Yahoo is the #2 site on the web today. That's still pretty damn good. Their search results could be better but there's a lot of other things they should work on improving as well as developing new things that Google doesn't have. Google might be unbeatable in search, but Yahoo can still provide a better overall user experience.
"Guide to the World Wide Web"
And as such will dwindle and die ( unless ,by miracle the injection of an alternative way of seeing the world via the involvement with MS wakes up their management ) ..yahoo has had and still does have some very good people who do not think "closed" ..but not at the top ..
Which is why they are where they are today ..
and which is why Ms Bartz is spinning pathetically ..as is her company ..5 years from now ( barring miracles ) it will be yah ..who ?
Yahoo has remained resolutely and erroneously parochially USA centric
Completely and naively untrue [world.yahoo.com].
Without a plan to increase or even maintain that 20% market share it will shrink, it's her JOB to make sure it doesn't, or so I thought.
Yahoo has remained resolutely and erroneously parochially USA centric
The only TV commercial I can recall about Yahoo has always revolved around the search, not the rest of their services (there was something with a talking dolphin a few years back)...
Yahoo is clearly below par on all their services, not just search. The only "unique" service they have is the yahoo mail, which has long been blown away by Gmail.
The truth is - there is absolutely no reason for anyone to visit Yahoo these days. I can get sports news and analysis from ESPN (free and professional, not AP wire only), finance from cnbc or the likes, general news from any other website, better email from Google, better search from Google AND Bing, games from the gazillion of games websites, etc. Their market share has been going down since forever and nothing they have done (i.e. not done) would stop the decline.

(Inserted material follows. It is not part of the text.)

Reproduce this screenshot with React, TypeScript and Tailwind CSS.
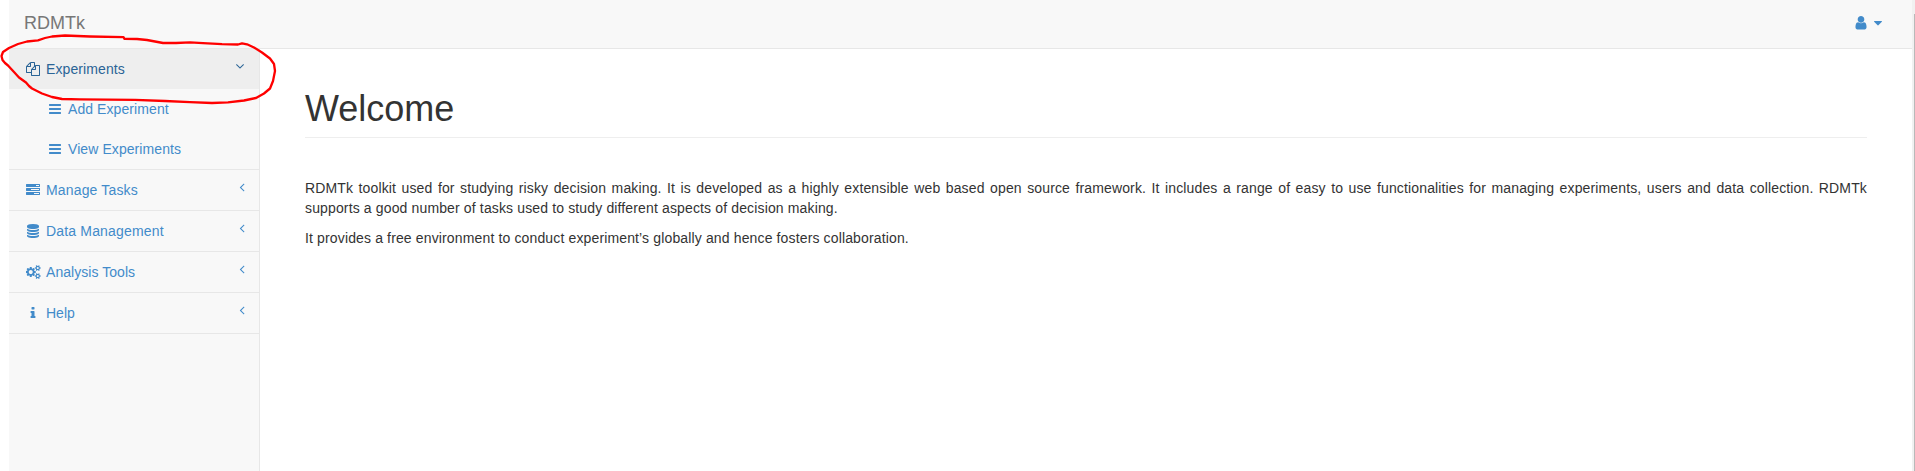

Before that Yahoo got their results from Inktomi
God, did you take me back...:) I remember those days... Of course I was talking about present day, not something 5-10 years ago (i know, i wrote it wrong). There is no reason to hire a bunch of programmers if you are not going to be in the game, was my main point.
Now saying that "we were never in the search business" is simply loser-talk. I agree, Yahoo was never ALL ABOUT search, but the commercials they ran would've made you think so...Well, they gave it a shot, realized they sucked at it and now it's going to MSN, which is great news. Bing is at least trying.
My fortunes are tied to my pages
The way I see it - their fortunes are tied only to the habit some people have for visiting Yahoo. And in all honesty, if you've never visited Yahoo before and land on thier home page - I bet you'd have no idea what this company does. Heck, I don't even know what Yahoo does, nor their CEOs over the past few years. Are they a search company, a news portal, a game website or simply the longer way to get to facebook?!? For quite a few years people have lost interest in visiting "a portal to the web", rather they are looking for particular sites - news, games, forums, reviews, whatever. Google got it right and build their business on this, while Yahoo is stuck in the 90's.
tell me what these game sites are where you can play almost every type of card game and other games with real people. We're not talking flash games, but multiplayer games.
I don't know. But if you search on Google I am sure you will find them :) for example, search for "play card games with real people"
And in all honesty, if you've never visited Yahoo before and land on thier home page - I bet you'd have no idea what this company does.
Good point. The real issue aren't whether Yahoo was ever a search engine; it's what Yahoo is today, and whether the question even matters anymore.
How hard is that?
Oh, and they need to fire Carol Bartz before she puts foot in mouth again.
This is proof Yahoo! was always a search company [web.archive.org] built with the goal of helping people to find stuff. Period.
Or...was Yahoo simply deluded the first 3-5 years they were in existence? And, those shareholders who bought stock in a company that had a home page...such as that...were they also duped?
It sure looks like a search company to me. By that, I mean a place where people go to *find* stuff.
It sure looks like a search company to me. By that, I mean a place where people go to *find* stuff.
Definitions of "search" may vary, but a researcher or librarian might argue that "search" refers to keyword-based, full-text search (as in a search engine), while a "directory" is a hierarchically-structured list of Web sites, businesses, street addresses, books, or whatever its editors choose to include. Directories--like search engines--may help people "find stuff," but then, so does the reference librarian at my public library, and I wouldn't equate her with Google, AltaVista, or Infoseek.
In any case, let's not lose sight of the bigger picture: Carol Bartz won't be judged by Yahoo's share of the spidered search market; she'll be judged by the numbers in Yahoo's financial reports. What's more, Wall Street analysts and investors are unlikely to lose sleep over the question of whether Yahoo was a "search company" or a "directory company" in its early years.